If we would have new knowledge, we must get a whole world of new questions. ~Susanne K. Langer
Years ago, when I was starting out in college I tried majoring in physics, which didn't work out so well. After a considerable struggle, I ended up majoring in Management Science, a rather strange amalgam of economics, finance, behavioral science, and computer science (which left me with an impressive-sounding major that no one has ever understood, but it looked good on a resume). Physics took its toll on a lot of my fellow classmates, and for some reason, many of them gave astronomy a try, as if that was something easy. Now I had taken a course in radio astronomy, so I knew that thinking astronomy was easier than physics was like thinking that a volcano was less dangerous than an earthquake. Either one can get you, if you don't watch out.

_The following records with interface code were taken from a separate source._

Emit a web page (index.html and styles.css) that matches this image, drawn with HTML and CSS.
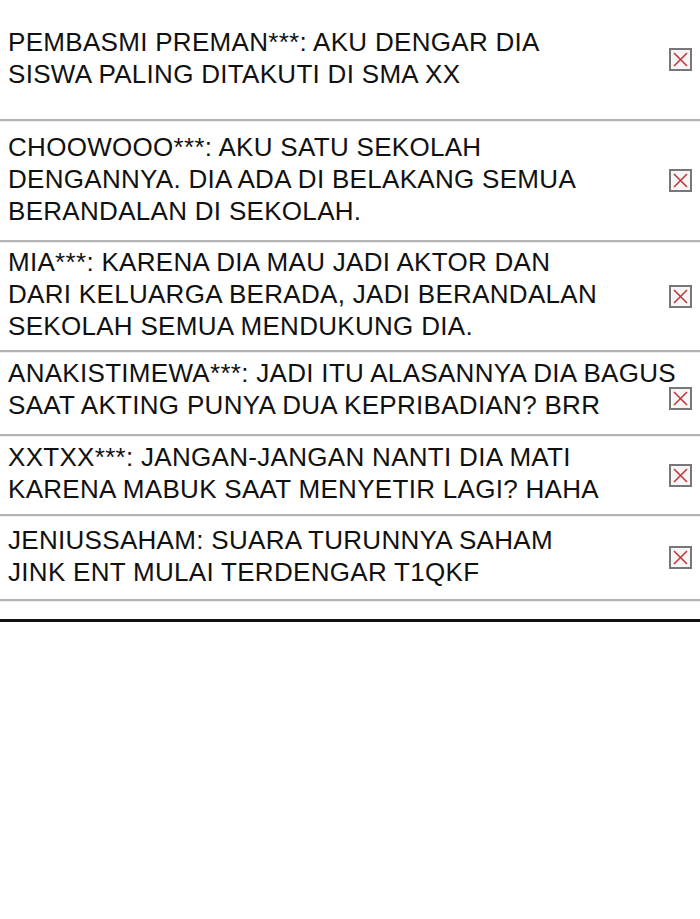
FILE: index.html
```html
<!DOCTYPE html>
<html lang="id">
<head>
<meta charset="utf-8">
<title>Komentar</title>
<link rel="stylesheet" href="styles.css">
</head>
<body>
<main class="list">
  <div class="row row--a">
    <p class="text">PEMBASMI PREMAN***: AKU DENGAR DIA<br>SISWA PALING DITAKUTI DI SMA XX</p>
    <span class="del"><svg viewBox="0 0 23 23" width="23" height="23"><rect x="1" y="1" width="21" height="21" fill="#f6f6f6" stroke="#777" stroke-width="2"/><path d="M5 5 L18 18 M18 5 L5 18" stroke="#c23238" stroke-width="1.5" fill="none"/></svg></span>
  </div>
  <div class="row row--b">
    <p class="text">CHOOWOOO***: AKU SATU SEKOLAH<br>DENGANNYA. DIA ADA DI BELAKANG SEMUA<br>BERANDALAN DI SEKOLAH.</p>
    <span class="del"><svg viewBox="0 0 23 23" width="23" height="23"><rect x="1" y="1" width="21" height="21" fill="#f6f6f6" stroke="#777" stroke-width="2"/><path d="M5 5 L18 18 M18 5 L5 18" stroke="#c23238" stroke-width="1.5" fill="none"/></svg></span>
  </div>
  <div class="row row--c">
    <p class="text">MIA***: KARENA DIA MAU JADI AKTOR DAN<br>DARI KELUARGA BERADA, JADI BERANDALAN<br>SEKOLAH SEMUA MENDUKUNG DIA.</p>
    <span class="del"><svg viewBox="0 0 23 23" width="23" height="23"><rect x="1" y="1" width="21" height="21" fill="#f6f6f6" stroke="#777" stroke-width="2"/><path d="M5 5 L18 18 M18 5 L5 18" stroke="#c23238" stroke-width="1.5" fill="none"/></svg></span>
  </div>
  <div class="row row--d">
    <p class="text text--up">ANAKISTIMEWA***: JADI ITU ALASANNYA DIA BAGUS<br>SAAT AKTING PUNYA DUA KEPRIBADIAN? BRR</p>
    <span class="del del--down"><svg viewBox="0 0 23 23" width="23" height="23"><rect x="1" y="1" width="21" height="21" fill="#f6f6f6" stroke="#777" stroke-width="2"/><path d="M5 5 L18 18 M18 5 L5 18" stroke="#c23238" stroke-width="1.5" fill="none"/></svg></span>
  </div>
  <div class="row row--e">
    <p class="text">XXTXX***: JANGAN-JANGAN NANTI DIA MATI<br>KARENA MABUK SAAT MENYETIR LAGI? HAHA</p>
    <span class="del"><svg viewBox="0 0 23 23" width="23" height="23"><rect x="1" y="1" width="21" height="21" fill="#f6f6f6" stroke="#777" stroke-width="2"/><path d="M5 5 L18 18 M18 5 L5 18" stroke="#c23238" stroke-width="1.5" fill="none"/></svg></span>
  </div>
  <div class="row row--f">
    <p class="text">JENIUSSAHAM: SUARA TURUNNYA SAHAM<br>JINK ENT MULAI TERDENGAR T1QKF</p>
    <span class="del"><svg viewBox="0 0 23 23" width="23" height="23"><rect x="1" y="1" width="21" height="21" fill="#f6f6f6" stroke="#777" stroke-width="2"/><path d="M5 5 L18 18 M18 5 L5 18" stroke="#c23238" stroke-width="1.5" fill="none"/></svg></span>
  </div>
</main>
<hr class="rule">
</body>
</html>
```
FILE: styles.css
```css
html, body {
  margin: 0;
  padding: 0;
  background: #fff;
}
body {
  width: 700px;
  height: 919px;
  overflow: hidden;
  font-family: "Liberation Sans", Arial, sans-serif;
  color: #111;
}
.list {
  display: flex;
  flex-direction: column;
}
.row {
  display: flex;
  align-items: center;
  box-sizing: border-box;
  padding: 0 8px 4px 8px;
  border-bottom: 2px solid #b3b3b3;
  box-shadow: 0 1px 0 #ececec;
}
.row--a { height: 121px; }
.row--b { height: 121px; }
.row--c { height: 110px; }
.row--d { height: 84px; }
.row--e { height: 80px; }
.row--f { height: 85px; }
.text {
  flex: 1;
  min-width: 0;
  margin: 0;
  font-size: 26px;
  line-height: 32px;
  letter-spacing: 0.3px;
  white-space: nowrap;
}
.text--up { margin-top: -4px; }
.del {
  flex: none;
  display: flex;
  width: 23px;
  height: 23px;
  margin-top: 4px;
}
.del--down { margin-top: 14px; }
.rule {
  margin: 18px 0 0 0;
  border: 0;
  height: 3px;
  background: #111;
}
```
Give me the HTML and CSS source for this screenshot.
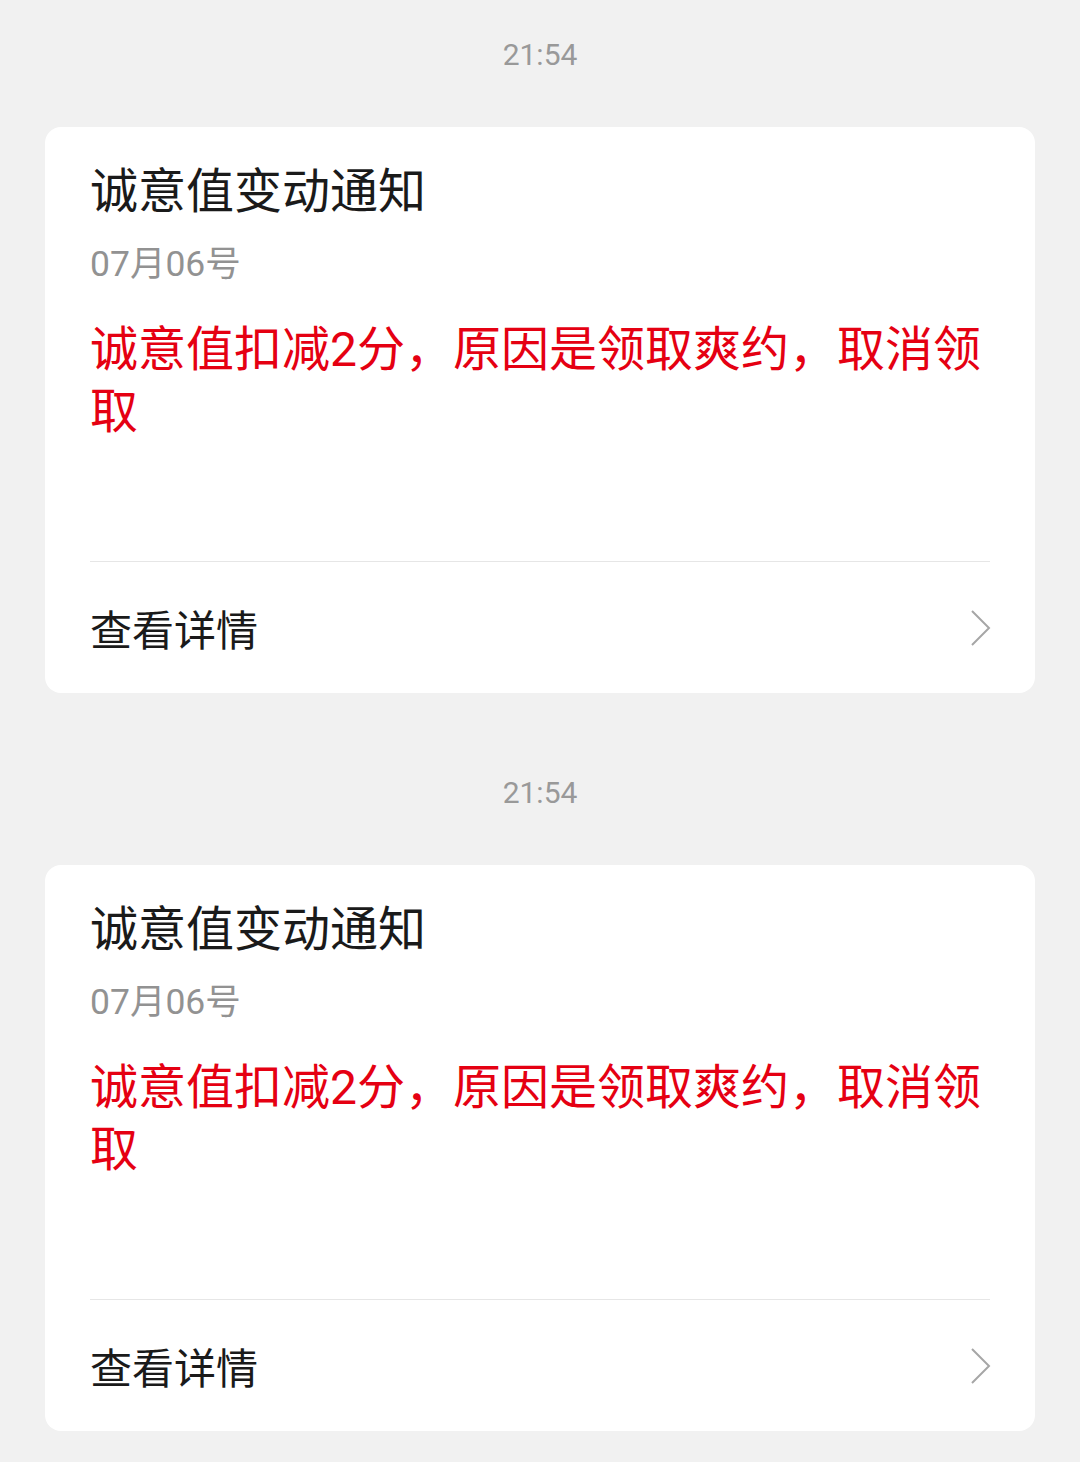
FILE: index.html
```html
<!DOCTYPE html>
<html lang="zh-CN">
<head>
  <meta charset="UTF-8" />
  <meta name="viewport" content="width=device-width, initial-scale=1.0" />
  <title>诚意值变动通知</title>
  <link rel="stylesheet" href="styles.css">
</head>
<body>
  <div class="list">
    <div class="item">
      <p class="time">21:54</p>
      <div class="card">
        <div class="card-body">
          <h2 class="title">诚意值变动通知</h2>
          <p class="date">07月06号</p>
          <p class="msg">诚意值扣减2分，原因是领取爽约，取消领取</p>
        </div>
        <a class="more" href="#">
          <span>查看详情</span>
          <svg class="arrow" width="22" height="38" viewBox="0 0 22 38">
            <path d="M2 2 L19 19 L2 36" fill="none" stroke="#a6a6a6" stroke-width="2" />
          </svg>
        </a>
      </div>
    </div>

    <div class="item">
      <p class="time">21:54</p>
      <div class="card">
        <div class="card-body">
          <h2 class="title">诚意值变动通知</h2>
          <p class="date">07月06号</p>
          <p class="msg">诚意值扣减2分，原因是领取爽约，取消领取</p>
        </div>
        <a class="more" href="#">
          <span>查看详情</span>
          <svg class="arrow" width="22" height="38" viewBox="0 0 22 38">
            <path d="M2 2 L19 19 L2 36" fill="none" stroke="#a6a6a6" stroke-width="2" />
          </svg>
        </a>
      </div>
    </div>
  </div>
</body>
</html>
```

FILE: styles.css
```css
body {
  margin: 0;
  background: #f1f1f1;
  font-family: Roboto, "Noto Sans CJK SC", sans-serif;
  color: #1a1a1a;
}
.list {
  padding: 0 45px;
}
.item {
  margin-bottom: 45px;
}
.time {
  margin: 0;
  padding-top: 35px;
  height: 92px;
  line-height: 40px;
  text-align: center;
  font-size: 30px;
  color: #999;
}
.card {
  background: #fff;
  border-radius: 16px;
  padding: 0 45px;
}
.card-body {
  padding-top: 33px;
  padding-bottom: 118px;
  border-bottom: 1px solid #e6e6e6;
}
.title {
  margin: 0;
  font-size: 48px;
  font-weight: normal;
  line-height: 64px;
  color: #1a1a1a;
}
.date {
  margin: 16px 0 0;
  font-size: 35.5px;
  line-height: 48px;
  color: #929292;
}
.msg {
  margin: 31px 0 0;
  font-size: 48px;
  line-height: 62px;
  color: #e50012;
}
.more {
  display: flex;
  align-items: center;
  justify-content: space-between;
  height: 131px;
  font-size: 42px;
  color: #1a1a1a;
  text-decoration: none;
}
.arrow {
  margin-right: -2px;
}
```
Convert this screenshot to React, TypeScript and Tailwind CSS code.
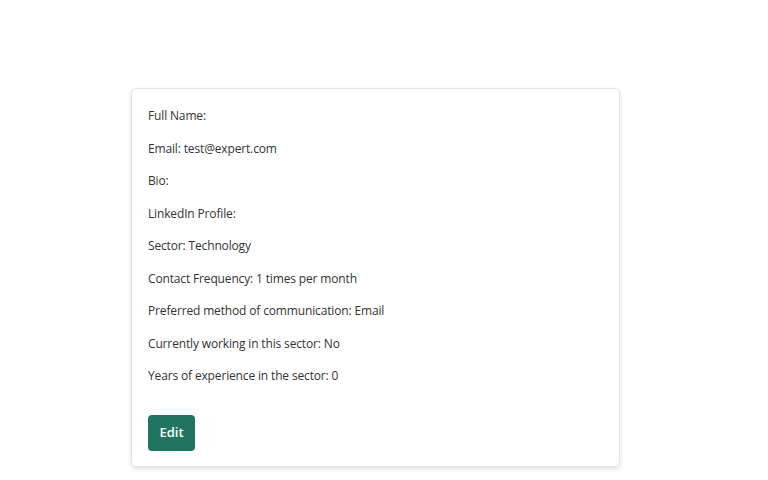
export default function App() {
  const rows = [
    "Full Name:",
    "Email: test@expert.com",
    "Bio:",
    "LinkedIn Profile:",
    "Sector: Technology",
    "Contact Frequency: 1 times per month",
    "Preferred method of communication: Email",
    "Currently working in this sector: No",
    "Years of experience in the sector: 0",
  ];
  return (
    <div className="w-[768px] h-[480px] bg-white pt-[88px] pl-[131px]" style={{ fontFamily: '"Open Sans", "Noto Sans", sans-serif' }}>
      <div className="w-[489px] h-[379px] rounded-[5px] border border-[#e4e4e4] shadow-[0_2px_5px_rgba(0,0,0,0.12)] pl-[16px] pt-[19px]">
        <div className="flex flex-col gap-[16px]">
          {rows.map((r) => (
            <p key={r} className="text-[12px] leading-[16.5px] text-[#333] tracking-[-0.15px]">{r}</p>
          ))}
        </div>
        <button className="mt-[30px] w-[47px] h-[36px] rounded-[4px] bg-[#217560] text-white text-[13px] font-semibold">Edit</button>
      </div>
    </div>
  );
}
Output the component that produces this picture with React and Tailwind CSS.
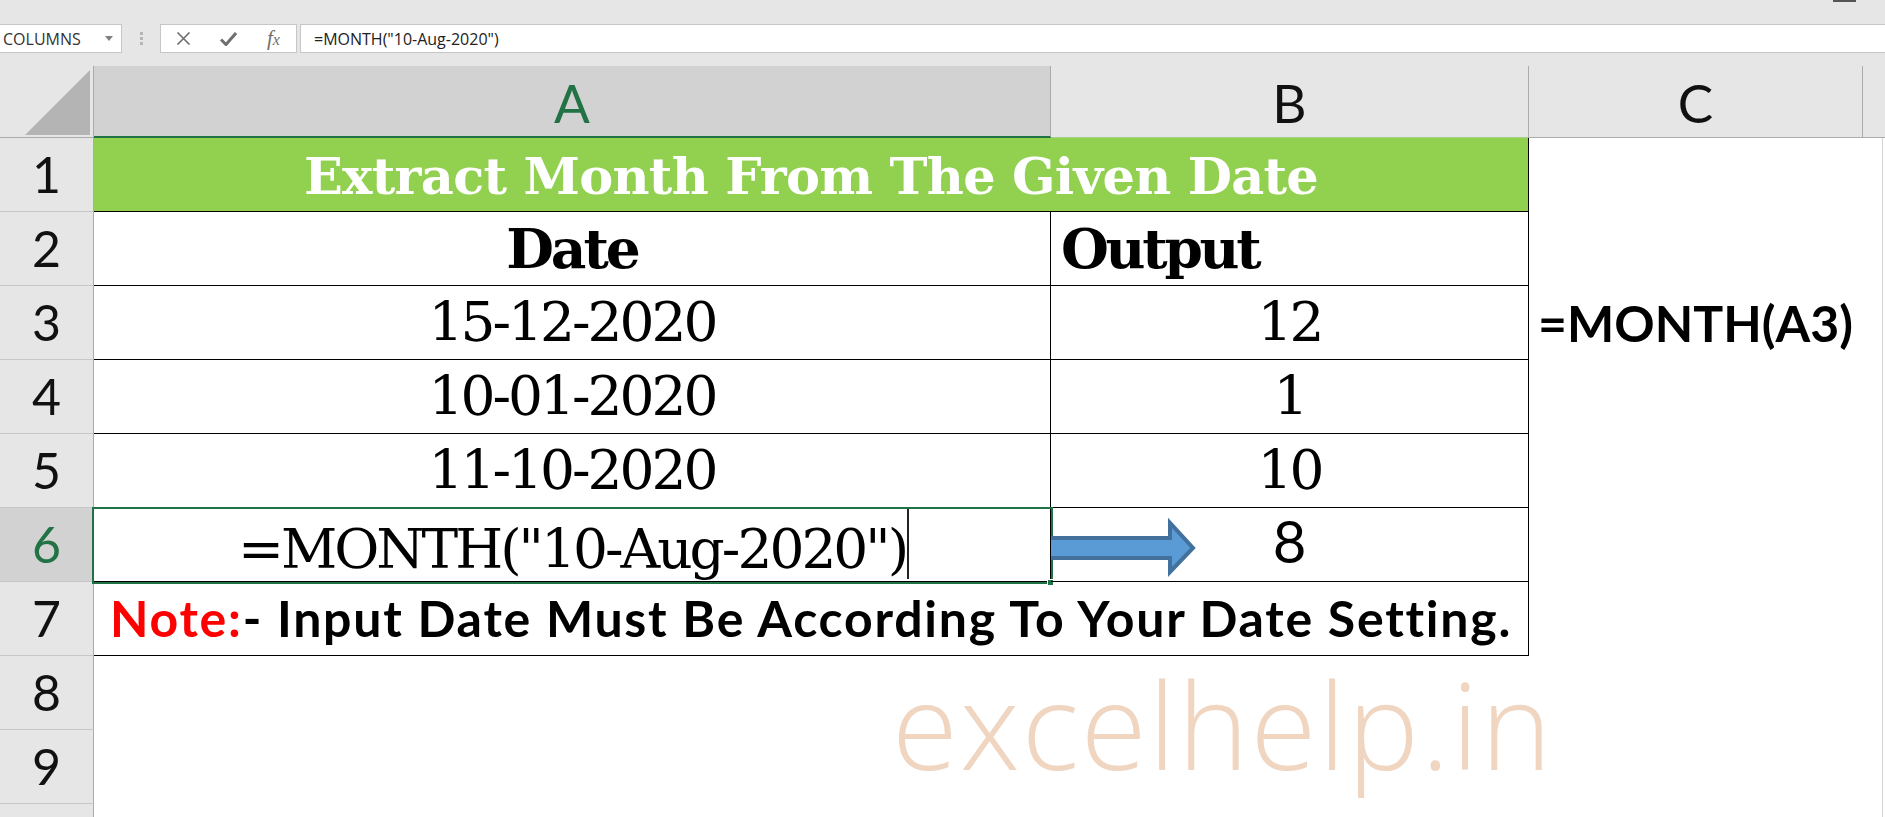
import React from "react";

function RH({ n, sel }) {
  return (
    <div
      className={`w-[94px] shrink-0 h-full border-r border-r-[#ababab] border-b border-b-[#c6c6c6] flex items-end justify-center pb-[12px] font-['Lato',sans-serif] text-[50px] leading-none ${
        sel ? "bg-[#d2d2d2] text-[#217346]" : "bg-[#e6e6e6] text-[#111]"
      }`}
    >
      {n}
    </div>
  );
}

function D() {
  return <div className="w-[20px] shrink-0 h-full border-r border-r-[#d4d4d4]" />;
}

const valA =
  "w-[957px] shrink-0 h-full border-b border-r border-black flex items-end justify-center pb-[9px] font-['DejaVu_Serif',serif] text-[55px] leading-none tracking-[-3px] text-black whitespace-nowrap";
const valB =
  "w-[478px] shrink-0 h-full border-b border-r border-black flex items-end justify-center pb-[9px] font-['DejaVu_Serif',serif] text-[55px] leading-none tracking-[-3px] text-black whitespace-nowrap";

export default function App() {
  return (
    <div className="w-[1885px] h-[817px] overflow-hidden bg-white relative">
      {/* top strip */}
      <div className="h-[24px] bg-[#e6e6e6] flex justify-end items-start pr-[29px]">
        <div className="w-[23px] h-[2px] bg-[#555]" />
      </div>

      {/* formula bar */}
      <div className="h-[29px] bg-[#e6e6e6] flex">
        <div className="w-[122px] shrink-0 bg-white border border-l-0 border-[#c6c6c6] flex items-center justify-between pl-[3px] pr-[8px]">
          <span className="font-['Open_Sans',sans-serif] text-[16px] leading-none text-[#333]">COLUMNS</span>
          <svg width="8" height="5" viewBox="0 0 8 5">
            <path d="M0 0h8L4 5z" fill="#808080" />
          </svg>
        </div>
        <div className="w-[38px] shrink-0 flex flex-col items-center justify-center gap-[2px]">
          <div className="w-[3px] h-[3px] bg-[#b5b5b5]" />
          <div className="w-[3px] h-[3px] bg-[#b5b5b5]" />
          <div className="w-[3px] h-[3px] bg-[#b5b5b5]" />
        </div>
        <div className="w-[137px] shrink-0 bg-white border border-[#c6c6c6] flex items-center">
          <div className="w-[45px] flex justify-center">
            <svg width="15" height="13" viewBox="0 0 15 13">
              <path d="M1.5 0.5L13.5 12.5M13.5 0.5L1.5 12.5" stroke="#6f6f6f" strokeWidth="1.6" />
            </svg>
          </div>
          <div className="w-[45px] flex justify-center">
            <svg width="17" height="14" viewBox="0 0 17 14">
              <path d="M1 7.5L6 12.5L16 1" stroke="#6f6f6f" strokeWidth="3" fill="none" />
            </svg>
          </div>
          <div className="w-[45px] flex justify-center">
            <span className="font-['Liberation_Serif',serif] italic text-[21px] leading-none text-[#6f6f6f]">
              f<span className="text-[16px]">x</span>
            </span>
          </div>
        </div>
        <div className="w-[3px] shrink-0" />
        <div className="flex-1 bg-white border border-r-0 border-[#c6c6c6] flex items-center pl-[13px]">
          <span className="font-['Open_Sans',sans-serif] text-[16px] leading-none text-[#222]">
            =MONTH("10-Aug-2020")
          </span>
        </div>
      </div>

      <div className="h-[13px] bg-[#e6e6e6]" />

      {/* column headers */}
      <div className="h-[72px] flex font-['Lato',sans-serif] text-[53px] leading-none">
        <div className="w-[94px] shrink-0 h-full bg-[#e6e6e6] border-r border-b border-[#ababab] relative">
          <svg className="absolute left-0 top-0" width="93" height="71" viewBox="0 0 93 71">
            <path d="M25 69L90 4V69Z" fill="#b4b4b4" />
          </svg>
        </div>
        <div className="w-[957px] shrink-0 h-full bg-[#d2d2d2] border-r border-r-[#ababab] border-b-2 border-b-[#217346] flex items-end justify-center pb-[7px] text-[#217346]">
          A
        </div>
        <div className="w-[478px] shrink-0 h-full bg-[#e6e6e6] border-r border-r-[#ababab] border-b border-b-[#a3d08a] flex items-end justify-center pb-[8px] text-[#111]">
          B
        </div>
        <div className="w-[334px] shrink-0 h-full bg-[#e6e6e6] border-r border-r-[#ababab] border-b border-b-[#ababab] flex items-end justify-center pb-[8px] text-[#111]">
          C
        </div>
        <div className="flex-1 h-full bg-[#e6e6e6] border-b border-[#ababab]" />
      </div>

      {/* row 1 */}
      <div className="h-[74px] flex">
        <RH n={1} />
        <div className="w-[1435px] shrink-0 h-full bg-[#92d050] border-b border-r border-black flex items-end justify-center pb-[9px] font-['DejaVu_Serif',serif] font-bold text-[51px] leading-none tracking-[-0.7px] text-white whitespace-nowrap">
          Extract Month From The Given Date
        </div>
        <div className="w-[334px] shrink-0" />
        <D />
      </div>

      {/* row 2 */}
      <div className="h-[74px] flex">
        <RH n={2} />
        <div className="w-[957px] shrink-0 h-full border-b border-r border-black flex items-end justify-center pb-[9px] font-['DejaVu_Serif',serif] font-bold text-[55px] leading-none tracking-[-3px] text-black">
          Date
        </div>
        <div className="w-[478px] shrink-0 h-full border-b border-r border-black flex items-end justify-start pl-[10px] pb-[9px] font-['DejaVu_Serif',serif] font-bold text-[55px] leading-none tracking-[-3.3px] text-black">
          Output
        </div>
        <div className="w-[334px] shrink-0" />
        <D />
      </div>

      {/* row 3 */}
      <div className="h-[74px] flex">
        <RH n={3} />
        <div className={valA}>15-12-2020</div>
        <div className={valB}>12</div>
        <div className="w-[334px] shrink-0 h-full flex items-end pl-[9px] pb-[12px] font-['Lato',sans-serif] font-bold text-[50px] leading-none text-black whitespace-nowrap">
          =MONTH(A3)
        </div>
        <D />
      </div>

      {/* row 4 */}
      <div className="h-[74px] flex">
        <RH n={4} />
        <div className={valA}>10-01-2020</div>
        <div className={valB}>1</div>
        <div className="w-[334px] shrink-0" />
        <D />
      </div>

      {/* row 5 */}
      <div className="h-[74px] flex">
        <RH n={5} />
        <div className={valA}>11-10-2020</div>
        <div className={valB}>10</div>
        <div className="w-[334px] shrink-0" />
        <D />
      </div>

      {/* row 6 */}
      <div className="h-[74px] flex">
        <RH n={6} sel />
        <div className="w-[957px] shrink-0 h-full border-b border-r border-black relative flex items-end justify-center pb-[4px] font-['DejaVu_Serif',serif] text-[55px] leading-none tracking-[-3px] text-black whitespace-nowrap">
          =MONTH("10-Aug-2020")
          <div className="absolute left-[-2px] top-[-1px] w-[961px] h-[77px] border-2 border-[#217346]" />
          <div className="absolute left-[813px] top-[1px] w-[2px] h-[70px] bg-[#222]" />
          <div className="absolute left-[953px] top-[71px] w-[7px] h-[7px] bg-[#217346] border border-white" />
        </div>
        <div className="w-[478px] shrink-0 h-full border-b border-r border-black relative flex items-end justify-center pb-[11px] font-['Lato',sans-serif] text-[58px] leading-none text-black">
          <svg className="absolute left-0 top-0" width="150" height="74" viewBox="0 0 150 74">
            <path
              d="M-2 30H119V15L142 40L119 64V50H-2Z"
              fill="#5b9bd5"
              stroke="#41719c"
              strokeWidth="4"
            />
          </svg>
          8
        </div>
        <div className="w-[334px] shrink-0" />
        <D />
      </div>

      {/* row 7 */}
      <div className="h-[74px] flex">
        <RH n={7} />
        <div className="w-[1435px] shrink-0 h-full border-b border-r border-black flex items-end justify-center pb-[12px] font-['Lato',sans-serif] font-bold text-[50px] leading-none tracking-[1.75px] text-black whitespace-nowrap">
          <span className="text-[#ff0000]">Note:</span>- Input Date Must Be According To Your Date Setting.
        </div>
        <div className="w-[334px] shrink-0" />
        <D />
      </div>

      {/* rows 8-10 */}
      <div className="h-[74px] flex">
        <RH n={8} />
        <div className="w-[1769px] shrink-0" />
        <D />
      </div>
      <div className="h-[74px] flex">
        <RH n={9} />
        <div className="w-[1769px] shrink-0" />
        <D />
      </div>
      <div className="h-[74px] flex">
        <RH n="" />
        <div className="w-[1769px] shrink-0" />
        <D />
      </div>

      {/* watermark */}
      <div className="absolute left-[892px] top-[664px] font-['Open_Sans',sans-serif] font-light text-[120px] leading-none tracking-[2px] text-[#f0d5c1] whitespace-nowrap pointer-events-none">
        excelhelp.in
      </div>
    </div>
  );
}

One thing that makes astronomy difficult is that you are trying to understand very complex systems that are very far away. Yet astronomers make up convincing theories to explain what they observe, along with astrophysicists and physicists as well. Unfortunately, since the universe is large and our means of observing it get more sophisticated all the time, astronomers keep finding things that upset the applecart, causing major reappraisals in thinking and intense (and sometimes acrimonious) debate. In science, this is called “fun.”
One of the current areas of “fun” involves Gamma Ray Bursters (GRBs). GRBs are titanic explosions that propel huge amounts of gamma rays in our direction. Originally, they were thought to be events occurring relatively near by, in astronomical terms, at least. For that to be the case, the GRBs should have fallen in the plane of the Milky Way, since everything near to us falls into that area. As more data was gathered, though, it was found that GRBs were all over the sky, which meant that they were coming from a long way off.
Ultimately, thanks to timely observations, the distance to one of these things was determined, which turned out to be very, very far away. This information was very disconcerting because to generate the strength of gamma radiation that was detected over the huge distances, the energy being released had to be so enormous as to violate Einstein's famous equation, E=mc2.
Now you can mess with a lot of things in science, but the mass-energy equivalency is not something to be tinkered with lightly. Yet, if the GRBs were viewed as traditional explosions, radiating uniformly in all directions, then some, if not each one, would have to be converting an amount of mass equal to all the visible mass in the universe into energy.
Somehow, that seemed unlikely.
But, there was an observed phenomenon that would explain the intense bursts. If, instead of a uniform blast, the gamma rays were ejected as “beacons” or “jets”, say from each magnetic pole, then the mass-energy conversion works just fine. Just such jets of radiation have been observed for years, first by radio astronomers, later by visual observations from Hubble. If the Earth lies in the path of the jet, we see a brilliant outpouring of gamma rays. So one problem was solved. But the question still remained: What are GRBs anyway?
There has been no shortage of theories, including colliding neutron stars, matter falling into a massive black hole, even colliding black holes. Now, a new observation has astronomers thinking in a more traditional direction: Supernovas.
Supernovas would make excellent candidates for GRBs in a number of ways. First, supernovas are known to explode in a symmetrical way but not in a uniformly radiating manner. The best way to describe supernova explosions is to think of them as expelling matter and radiation in the shape of an hourglass. At the equator of the star, a disk of matter is ejected, but the main burst is from the poles (Eta Carinae is an excellent example).
Secondly, since there are a lot of stars, there are a lot of supernovas, which would explain why we see so many. Thirdly, early stars were bigger, shorter-lived stars, so we'd expect to see more GRBs at great distances, which we do. Things come together nicely.
However, not everything is so rosy. The supernova that was observed in conjunction with the GRB event lasted longer than normal. It also was less energetic than most GRBs, so, of course, scientists have created a sub-class of GRBs called “X-ray flashes”. I don't know if the IAU had anything to do with this (sneaky reference to Pluto; sorry).
Also, not all supernovas create GRBs. While this could be due to the directional nature of GRBs (that is, we see the light but the gamma ray burst is aimed in another direction), it's probably more a sign that not all GRBs can be explained by supernovas. Since GRBs are associated with black holes and not all supernovas result in black holes, it makes sense that there is yet another source or sources for the mysterious outbursts.
What makes this observation so interesting is that the star doesn't appear to be massive enough to collapse into a black hole. In addition, the GRB actually preceded the stellar explosion. So X-ray flashes may be a precursor to certain types of supernova events, but not all GRBs are necessarily associated with such events.
So, we have a new piece of information that, as is often the case, raises more questions than it answers. We are still a ways from knowing what GRBs are and how they fit into the great cosmic story, but we've come a tiny step closer. A lot more analysis will need to be done of the current data, and many more observations will need to be made. And, in the meantime, there will be much theorizing, debating, and arguing about what has been found.
As I said, this is what scientists call “fun.”